This $700 billion bailout plan, this potential 20-year mess that you’re talking about, comes from a Republican administration, comes from your own party. What’s happened to Republican faith in small government and free markets?
Well, I think you have a Goldman Sachs chief of staff to the president and the Goldman Sachs secretary of the Treasury. And they convinced the president that the American people ought to send $700 billion to Wall Street, which I think is a very, very bad idea, and I would argue is a very un-Republican idea. I don’t understand what they think they’re doing.
But Mr. Gingrich, a lot of the Republicans in Congress seem to be saying this needs to go forward.

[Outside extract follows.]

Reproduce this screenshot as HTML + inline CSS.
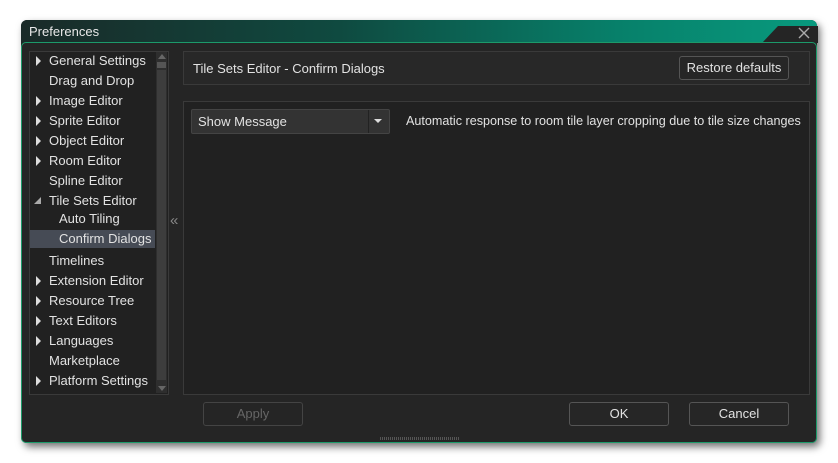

Well, I think they’re just wrong. I think we need to slow down, take a deep breath, hold public hearings, have experts testify, understand exactly what the agreement would be, where the money would go, how we would account for it. I don’t think the taxpayers should be socked for $700 billion for welfare for Wall Street. I think it’s fundamentally wrong, and I think that it is very likely to create a bureaucratic control of our financial system in a way that will cripple us for 20 years.
What are you saying the incentive would be for, say, Secretary Paulson or Ben Bernanke to be rushing something through if it weren’t urgently needed? What would their motivation be for that?
A couple of things — first of all, they’re probably genuinely panicked. And I think that’s real. I think they’re tired; I think they’ve been consistently wrong, and now they’re looking at a precipice that’s very frightening. I think, second, that they have a very Wall Street-centric view of the world. And I think that rather than saying, ‘What are the big, profound changes we need to fix America?,’ they are saying, ‘What are the immediate quick fixes for Wall Street?’ — which I think, in the long run, just makes us weaker and sicker.
I think, third, they know that if they don’t rush it through, it has no hope, because as the American people learn the details, they’re just going to scream at their House and Senate members.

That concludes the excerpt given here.